#### JOB:
Give the number of lines containing the word "React", and nothing else.

#### DATA EXCERPT:
════════
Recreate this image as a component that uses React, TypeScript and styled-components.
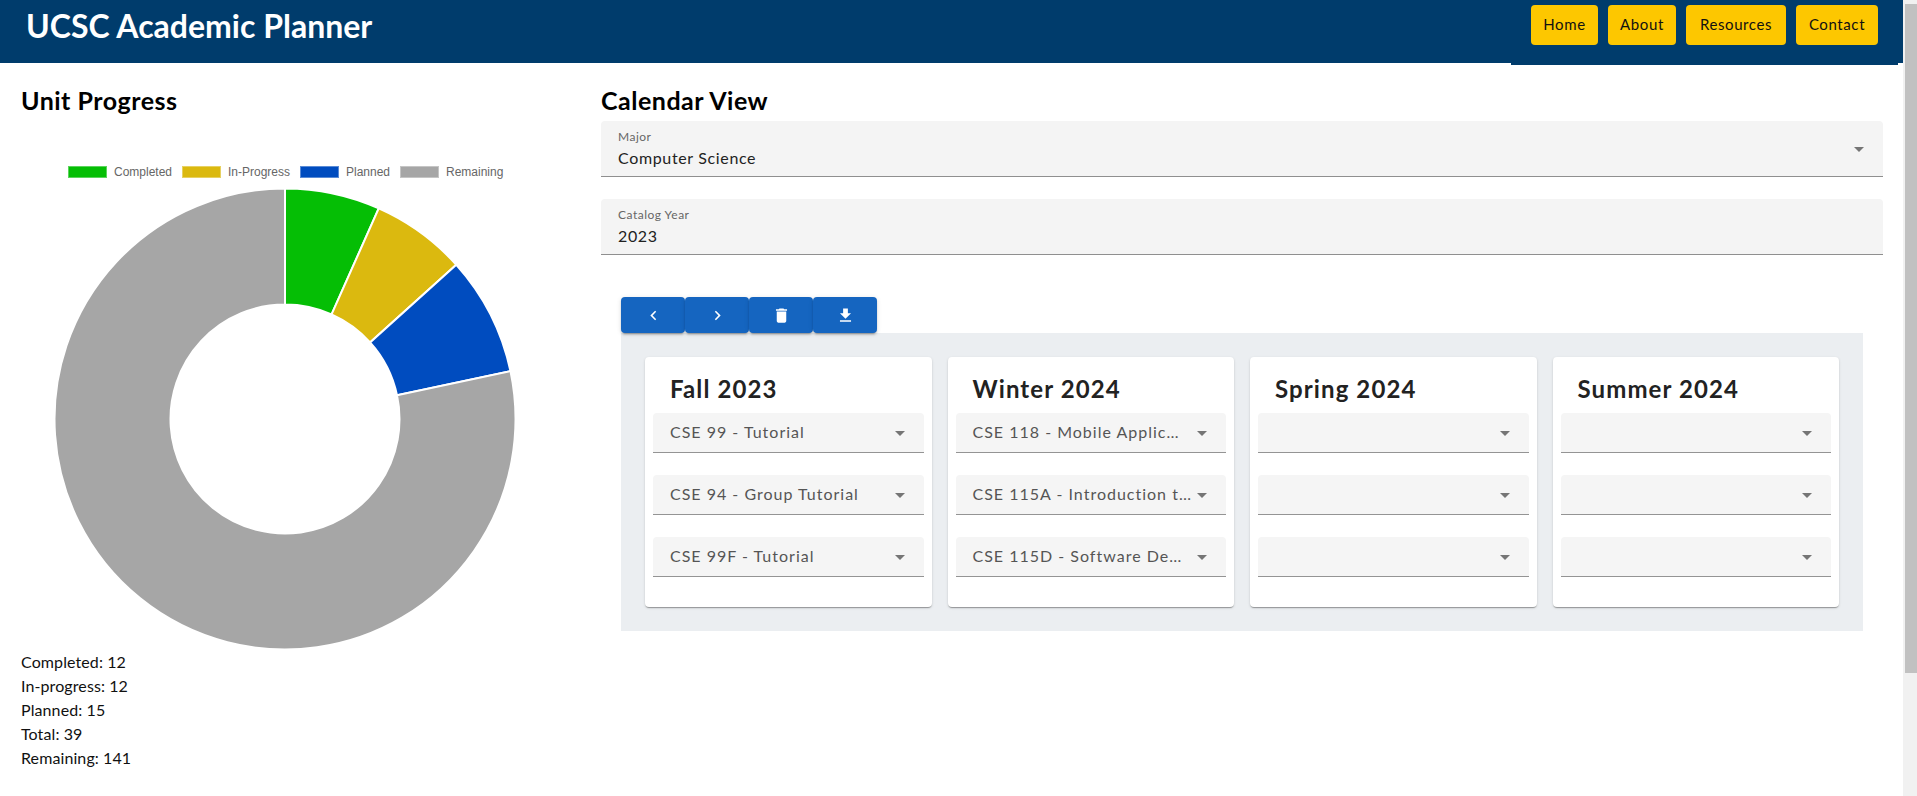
import React from "react";
import styled, { createGlobalStyle } from "styled-components";

const FONT = `"Lato", "Open Sans", sans-serif`;

const Global = createGlobalStyle`
  html, body { margin: 0; padding: 0; height: 100%; overflow: hidden; background: #fff; }
  #root { height: 100%; }
  * { box-sizing: border-box; }
`;

const Page = styled.div`
  display: flex;
  height: 796px;
  width: 1917px;
  overflow: hidden;
  font-family: ${FONT};
`;
const Main = styled.div`
  width: 1903px;
  flex: none;
`;
const Rail = styled.div`
  flex: 1;
  background: #f1f1f1;
  padding: 4px 0 0 2px;
`;
const Thumb = styled.div`
  height: 669px;
  background: #c1c1c1;
`;
const Header = styled.header`
  height: 63px;
  background: #003c6c;
  display: flex;
  justify-content: space-between;
  align-items: flex-start;
  padding: 0 5px 0 26px;
`;
const Title = styled.h1`
  margin: 7px 0 0;
  font-size: 32px;
  line-height: 38px;
  font-weight: 700;
  color: #fff;
  letter-spacing: 0;
`;
const Nav = styled.nav`
  height: 65px;
  width: 387px;
  background: #003c6c;
  padding: 5px 20px 0;
  display: flex;
  gap: 10px;
  align-items: flex-start;
  position: relative;
`;
const NavButton = styled.button<{ $w: number }>`
  width: ${(p) => p.$w}px;
  height: 40px;
  border: 0;
  border-radius: 4px;
  padding: 0 0 2px;
  background: #fdc700;
  color: #111;
  font-family: ${FONT};
  font-size: 15px;
  letter-spacing: 0.6px;
`;
const Body = styled.div`
  display: flex;
`;
const Left = styled.section`
  width: 601px;
  flex: none;
  padding-left: 21px;
`;
const Right = styled.section`
  width: 1282px;
  flex: none;
`;
const SectionTitle = styled.h2`
  margin: 19px 0 0;
  height: 39px;
  font-size: 25px;
  line-height: 36px;
  font-weight: 700;
  color: #000;
  letter-spacing: 0.5px;
`;
const Legend = styled.div`
  margin-top: 45px;
  height: 12px;
  display: flex;
  padding-left: 47px;
`;
const LegendItem = styled.div<{ $w: number }>`
  width: ${(p) => p.$w}px;
  display: flex;
  align-items: center;
  gap: 7px;
  font-family: "Liberation Sans", Arial, sans-serif;
  font-size: 12px;
  color: #666;
  white-space: nowrap;
`;
const Swatch = styled.span<{ $c: string }>`
  width: 39px;
  height: 12px;
  flex: none;
  background: ${(p) => p.$c};
  border: 1px solid rgba(255, 255, 255, 0.35);
`;
const Donut = styled.svg`
  display: block;
  margin: 10px 0 0 33px;
`;
const StatLine = styled.div`
  height: 24px;
  font-size: 16px;
  line-height: 24px;
  color: #111;
  letter-spacing: 0.1px;
`;
const FilledField = styled.div`
  position: relative;
  height: 56px;
  margin-bottom: 22px;
  background: #f4f4f4;
  border-radius: 4px 4px 0 0;
  border-bottom: 1.5px solid #8f8f8f;
  padding: 8px 17px 0;
`;
const FieldLabel = styled.div`
  font-size: 12px;
  line-height: 16px;
  color: #666;
  letter-spacing: 0.5px;
`;
const FieldValue = styled.div`
  margin-top: 1px;
  font-size: 16px;
  line-height: 24px;
  color: #222;
  letter-spacing: 0.65px;
`;
const Caret = styled.span<{ $size: "lg" | "sm" }>`
  position: absolute;
  right: 19px;
  top: ${(p) => (p.$size === "lg" ? "26px" : "18px")};
  width: 0;
  height: 0;
  border-left: 5px solid transparent;
  border-right: 5px solid transparent;
  border-top: 5px solid #757575;
`;
const Calendar = styled.div`
  padding: 20px 20px 0;
`;
const Toolbar = styled.div`
  display: flex;
  position: relative;
  z-index: 1;
`;
const ToolButton = styled.button`
  width: 64px;
  height: 36px;
  border: 0;
  border-radius: 4px;
  background: #1565c0;
  color: #fff;
  display: flex;
  align-items: center;
  justify-content: center;
  padding: 0;
  box-shadow: 0 3px 1px -2px rgba(0, 0, 0, 0.2), 0 2px 2px rgba(0, 0, 0, 0.14), 0 1px 5px rgba(0, 0, 0, 0.12);
`;
const Panel = styled.div`
  height: 298px;
  width: 1242px;
  background: #ebeef1;
  padding: 24px;
  display: grid;
  grid-template-columns: repeat(4, minmax(0, 1fr));
  gap: 16px;
`;
const Card = styled.div`
  height: 250px;
  background: #fff;
  border-radius: 4px;
  padding: 14px 8px 0;
  box-shadow: 0 2px 1px -1px rgba(0, 0, 0, 0.2), 0 1px 1px rgba(0, 0, 0, 0.14), 0 1px 3px rgba(0, 0, 0, 0.12);
`;
const CardTitle = styled.h3`
  margin: 0 0 6px;
  padding-left: 17px;
  height: 36px;
  font-size: 24px;
  line-height: 36px;
  font-weight: 700;
  color: #222;
  letter-spacing: 1.1px;
`;
const SelectWrap = styled.div`
  position: relative;
`;
const CourseSelect = styled.div`
  height: 40px;
  margin-bottom: 22px;
  background: #f5f5f5;
  border-radius: 4px 4px 0 0;
  border-bottom: 1.5px solid #949494;
  padding: 0 30px 0 17px;
  font-size: 16px;
  line-height: 38px;
  color: #555;
  letter-spacing: 1px;
  white-space: nowrap;
`;

const OUTER = 230.5;
const INNER = 114.5;
const polar = (a: number, r: number) => {
  const t = ((a - 90) * Math.PI) / 180;
  return [231 + r * Math.cos(t), 231 + r * Math.sin(t)];
};
const slice = (from: number, to: number) => {
  const [x1, y1] = polar(from, OUTER);
  const [x2, y2] = polar(to, OUTER);
  const [x3, y3] = polar(to, INNER);
  const [x4, y4] = polar(from, INNER);
  const large = to - from > 180 ? 1 : 0;
  return `M${x1} ${y1}A${OUTER} ${OUTER} 0 ${large} 1 ${x2} ${y2}L${x3} ${y3}A${INNER} ${INNER} 0 ${large} 0 ${x4} ${y4}Z`;
};

const legend = [
  { name: "Completed", color: "#05be05", value: 12, w: 114 },
  { name: "In-Progress", color: "#dbb90f", value: 12, w: 118 },
  { name: "Planned", color: "#004cbf", value: 15, w: 100 },
  { name: "Remaining", color: "#a6a6a6", value: 141, w: 110 },
];

const stats = ["Completed: 12", "In-progress: 12", "Planned: 15", "Total: 39", "Remaining: 141"];

const quarters = [
  { name: "Fall 2023", courses: ["CSE 99 - Tutorial", "CSE 94 - Group Tutorial", "CSE 99F - Tutorial"] },
  {
    name: "Winter 2024",
    courses: ["CSE 118 - Mobile Applic…", "CSE 115A - Introduction t…", "CSE 115D - Software De…"],
  },
  { name: "Spring 2024", courses: ["", "", ""] },
  { name: "Summer 2024", courses: ["", "", ""] },
];

const Glyph = ({ d }: { d: string }) => (
  <svg width="19" height="19" viewBox="0 0 24 24" fill="currentColor">
    <path d={d} />
  </svg>
);

export default function App() {
  let angle = 0;
  const arcs = legend.map((l) => {
    const from = angle;
    angle += (l.value / 180) * 360;
    return { ...l, from, to: angle };
  });
  return (
    <Page>
      <Global />
      <Main>
        <Header>
          <Title>UCSC Academic Planner</Title>
          <Nav>
            <NavButton $w={67}>Home</NavButton>
            <NavButton $w={68}>About</NavButton>
            <NavButton $w={100}>Resources</NavButton>
            <NavButton $w={82}>Contact</NavButton>
          </Nav>
        </Header>
        <Body>
          <Left>
            <SectionTitle>Unit Progress</SectionTitle>
            <Legend>
              {legend.map((l) => (
                <LegendItem key={l.name} $w={l.w}>
                  <Swatch $c={l.color} />
                  {l.name}
                </LegendItem>
              ))}
            </Legend>
            <Donut width="462" height="462" viewBox="0 0 462 462">
              {arcs.map((a) => (
                <path key={a.name} d={slice(a.from, a.to)} fill={a.color} stroke="#fff" strokeWidth="2" />
              ))}
            </Donut>
            {stats.map((s) => (
              <StatLine key={s}>{s}</StatLine>
            ))}
          </Left>
          <Right>
            <SectionTitle>Calendar View</SectionTitle>
            <FilledField>
              <FieldLabel>Major</FieldLabel>
              <FieldValue>Computer Science</FieldValue>
              <Caret $size="lg" />
            </FilledField>
            <FilledField>
              <FieldLabel>Catalog Year</FieldLabel>
              <FieldValue>2023</FieldValue>
            </FilledField>
            <Calendar>
              <Toolbar>
                <ToolButton aria-label="Previous">
                  <Glyph d="M15.41 7.41 14 6l-6 6 6 6 1.41-1.41L10.83 12z" />
                </ToolButton>
                <ToolButton aria-label="Next">
                  <Glyph d="M10 6 8.59 7.41 13.17 12l-4.58 4.59L10 18l6-6z" />
                </ToolButton>
                <ToolButton aria-label="Delete">
                  <Glyph d="M6 19c0 1.1.9 2 2 2h8c1.1 0 2-.9 2-2V7H6zM19 4h-3.5l-1-1h-5l-1 1H5v2h14z" />
                </ToolButton>
                <ToolButton aria-label="Download">
                  <Glyph d="M19 9h-4V3H9v6H5l7 7zM5 18v2h14v-2z" />
                </ToolButton>
              </Toolbar>
              <Panel>
                {quarters.map((q) => (
                  <Card key={q.name}>
                    <CardTitle>{q.name}</CardTitle>
                    {q.courses.map((c, i) => (
                      <SelectWrap key={i}>
                        <CourseSelect>{c}</CourseSelect>
                        <Caret $size="sm" />
                      </SelectWrap>
                    ))}
                  </Card>
                ))}
              </Panel>
            </Calendar>
          </Right>
        </Body>
      </Main>
      <Rail>
        <Thumb />
      </Rail>
    </Page>
  );
}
════════
#### TASK SOLUTION:
2